**Task directions**
Transcribe each line of the material as it is, and drop any picture.

**Data excerpt**
········

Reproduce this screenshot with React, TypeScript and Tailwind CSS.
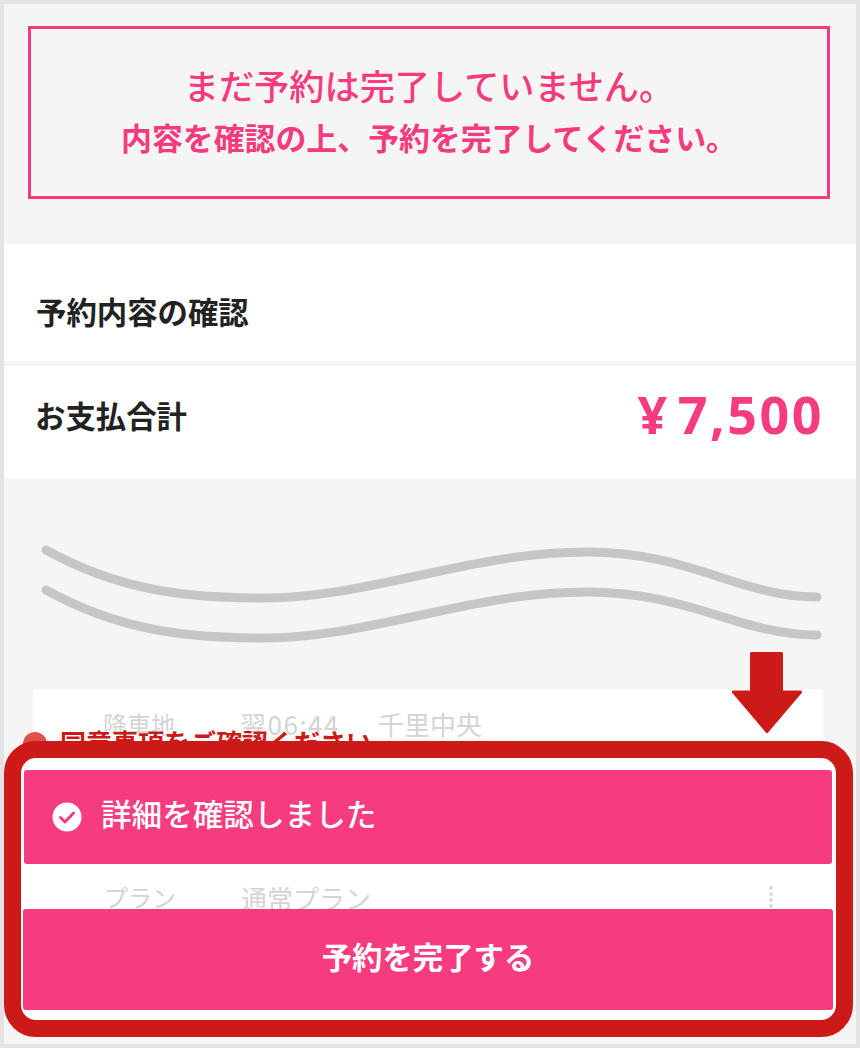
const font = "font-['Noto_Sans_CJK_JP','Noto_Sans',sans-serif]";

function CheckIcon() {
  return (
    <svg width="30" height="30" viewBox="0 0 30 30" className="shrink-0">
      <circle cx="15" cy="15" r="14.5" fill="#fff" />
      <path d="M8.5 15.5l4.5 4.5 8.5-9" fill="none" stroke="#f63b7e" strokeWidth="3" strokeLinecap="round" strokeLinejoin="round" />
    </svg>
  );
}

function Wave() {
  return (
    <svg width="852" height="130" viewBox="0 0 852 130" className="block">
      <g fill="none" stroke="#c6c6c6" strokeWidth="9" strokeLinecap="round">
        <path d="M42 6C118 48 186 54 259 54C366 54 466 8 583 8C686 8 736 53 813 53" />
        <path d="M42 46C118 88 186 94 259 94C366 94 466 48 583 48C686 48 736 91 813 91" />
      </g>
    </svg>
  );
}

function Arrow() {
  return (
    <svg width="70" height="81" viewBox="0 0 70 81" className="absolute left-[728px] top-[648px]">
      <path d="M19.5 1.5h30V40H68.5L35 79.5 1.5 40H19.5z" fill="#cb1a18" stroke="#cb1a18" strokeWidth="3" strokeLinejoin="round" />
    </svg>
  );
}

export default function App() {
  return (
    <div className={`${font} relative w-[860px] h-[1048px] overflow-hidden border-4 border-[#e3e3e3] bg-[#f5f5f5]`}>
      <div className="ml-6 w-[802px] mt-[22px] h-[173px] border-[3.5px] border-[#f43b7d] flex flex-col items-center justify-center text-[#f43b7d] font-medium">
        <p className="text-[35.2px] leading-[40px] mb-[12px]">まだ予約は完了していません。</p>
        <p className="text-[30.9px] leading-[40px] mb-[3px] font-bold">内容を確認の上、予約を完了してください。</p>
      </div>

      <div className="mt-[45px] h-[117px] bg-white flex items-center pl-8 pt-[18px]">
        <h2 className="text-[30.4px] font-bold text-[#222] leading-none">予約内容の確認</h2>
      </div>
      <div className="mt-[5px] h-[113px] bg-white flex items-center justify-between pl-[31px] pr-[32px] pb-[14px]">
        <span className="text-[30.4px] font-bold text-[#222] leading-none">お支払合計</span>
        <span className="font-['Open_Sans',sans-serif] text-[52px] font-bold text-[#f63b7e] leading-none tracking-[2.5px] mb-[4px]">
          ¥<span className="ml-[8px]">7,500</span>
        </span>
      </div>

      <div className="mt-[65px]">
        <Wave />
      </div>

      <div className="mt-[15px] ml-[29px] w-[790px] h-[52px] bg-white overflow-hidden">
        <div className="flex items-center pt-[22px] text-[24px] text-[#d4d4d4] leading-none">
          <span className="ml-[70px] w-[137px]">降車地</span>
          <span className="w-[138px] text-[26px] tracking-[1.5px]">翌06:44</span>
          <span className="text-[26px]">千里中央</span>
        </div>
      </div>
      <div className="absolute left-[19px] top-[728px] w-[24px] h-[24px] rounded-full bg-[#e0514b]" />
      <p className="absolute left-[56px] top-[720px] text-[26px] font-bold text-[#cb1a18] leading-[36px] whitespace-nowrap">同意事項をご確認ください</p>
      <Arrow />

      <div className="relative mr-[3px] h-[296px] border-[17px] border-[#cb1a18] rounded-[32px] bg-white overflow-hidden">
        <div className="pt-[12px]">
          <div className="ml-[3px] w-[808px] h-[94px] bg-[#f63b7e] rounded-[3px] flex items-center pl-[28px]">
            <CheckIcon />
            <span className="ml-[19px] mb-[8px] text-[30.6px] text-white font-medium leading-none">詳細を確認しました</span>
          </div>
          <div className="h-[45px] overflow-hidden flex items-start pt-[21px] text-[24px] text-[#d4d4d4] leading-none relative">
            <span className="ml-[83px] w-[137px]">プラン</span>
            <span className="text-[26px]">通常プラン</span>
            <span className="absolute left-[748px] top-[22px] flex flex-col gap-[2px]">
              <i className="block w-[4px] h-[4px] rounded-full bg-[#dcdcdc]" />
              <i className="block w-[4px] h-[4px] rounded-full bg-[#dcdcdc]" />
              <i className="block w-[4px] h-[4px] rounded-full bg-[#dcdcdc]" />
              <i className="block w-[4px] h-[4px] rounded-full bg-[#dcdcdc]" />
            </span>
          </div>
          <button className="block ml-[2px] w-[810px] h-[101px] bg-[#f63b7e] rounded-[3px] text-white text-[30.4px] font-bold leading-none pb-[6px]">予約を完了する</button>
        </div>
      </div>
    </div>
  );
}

········

**Correct response**
Reproduce this screenshot with React, TypeScript and Tailwind CSS.
const font = "font-['Noto_Sans_CJK_JP','Noto_Sans',sans-serif]";

function CheckIcon() {
  return (
    <svg width="30" height="30" viewBox="0 0 30 30" className="shrink-0">
      <circle cx="15" cy="15" r="14.5" fill="#fff" />
      <path d="M8.5 15.5l4.5 4.5 8.5-9" fill="none" stroke="#f63b7e" strokeWidth="3" strokeLinecap="round" strokeLinejoin="round" />
    </svg>
  );
}

function Wave() {
  return (
    <svg width="852" height="130" viewBox="0 0 852 130" className="block">
      <g fill="none" stroke="#c6c6c6" strokeWidth="9" strokeLinecap="round">
        <path d="M42 6C118 48 186 54 259 54C366 54 466 8 583 8C686 8 736 53 813 53" />
        <path d="M42 46C118 88 186 94 259 94C366 94 466 48 583 48C686 48 736 91 813 91" />
      </g>
    </svg>
  );
}

function Arrow() {
  return (
    <svg width="70" height="81" viewBox="0 0 70 81" className="absolute left-[728px] top-[648px]">
      <path d="M19.5 1.5h30V40H68.5L35 79.5 1.5 40H19.5z" fill="#cb1a18" stroke="#cb1a18" strokeWidth="3" strokeLinejoin="round" />
    </svg>
  );
}

export default function App() {
  return (
    <div className={`${font} relative w-[860px] h-[1048px] overflow-hidden border-4 border-[#e3e3e3] bg-[#f5f5f5]`}>
      <div className="ml-6 w-[802px] mt-[22px] h-[173px] border-[3.5px] border-[#f43b7d] flex flex-col items-center justify-center text-[#f43b7d] font-medium">
        <p className="text-[35.2px] leading-[40px] mb-[12px]">まだ予約は完了していません。</p>
        <p className="text-[30.9px] leading-[40px] mb-[3px] font-bold">内容を確認の上、予約を完了してください。</p>
      </div>

      <div className="mt-[45px] h-[117px] bg-white flex items-center pl-8 pt-[18px]">
        <h2 className="text-[30.4px] font-bold text-[#222] leading-none">予約内容の確認</h2>
      </div>
      <div className="mt-[5px] h-[113px] bg-white flex items-center justify-between pl-[31px] pr-[32px] pb-[14px]">
        <span className="text-[30.4px] font-bold text-[#222] leading-none">お支払合計</span>
        <span className="font-['Open_Sans',sans-serif] text-[52px] font-bold text-[#f63b7e] leading-none tracking-[2.5px] mb-[4px]">
          ¥<span className="ml-[8px]">7,500</span>
        </span>
      </div>

      <div className="mt-[65px]">
        <Wave />
      </div>

      <div className="mt-[15px] ml-[29px] w-[790px] h-[52px] bg-white overflow-hidden">
        <div className="flex items-center pt-[22px] text-[24px] text-[#d4d4d4] leading-none">
          <span className="ml-[70px] w-[137px]">降車地</span>
          <span className="w-[138px] text-[26px] tracking-[1.5px]">翌06:44</span>
          <span className="text-[26px]">千里中央</span>
        </div>
      </div>
      <div className="absolute left-[19px] top-[728px] w-[24px] h-[24px] rounded-full bg-[#e0514b]" />
      <p className="absolute left-[56px] top-[720px] text-[26px] font-bold text-[#cb1a18] leading-[36px] whitespace-nowrap">同意事項をご確認ください</p>
      <Arrow />

      <div className="relative mr-[3px] h-[296px] border-[17px] border-[#cb1a18] rounded-[32px] bg-white overflow-hidden">
        <div className="pt-[12px]">
          <div className="ml-[3px] w-[808px] h-[94px] bg-[#f63b7e] rounded-[3px] flex items-center pl-[28px]">
            <CheckIcon />
            <span className="ml-[19px] mb-[8px] text-[30.6px] text-white font-medium leading-none">詳細を確認しました</span>
          </div>
          <div className="h-[45px] overflow-hidden flex items-start pt-[21px] text-[24px] text-[#d4d4d4] leading-none relative">
            <span className="ml-[83px] w-[137px]">プラン</span>
            <span className="text-[26px]">通常プラン</span>
            <span className="absolute left-[748px] top-[22px] flex flex-col gap-[2px]">
              <i className="block w-[4px] h-[4px] rounded-full bg-[#dcdcdc]" />
              <i className="block w-[4px] h-[4px] rounded-full bg-[#dcdcdc]" />
              <i className="block w-[4px] h-[4px] rounded-full bg-[#dcdcdc]" />
              <i className="block w-[4px] h-[4px] rounded-full bg-[#dcdcdc]" />
            </span>
          </div>
          <button className="block ml-[2px] w-[810px] h-[101px] bg-[#f63b7e] rounded-[3px] text-white text-[30.4px] font-bold leading-none pb-[6px]">予約を完了する</button>
        </div>
      </div>
    </div>
  );
}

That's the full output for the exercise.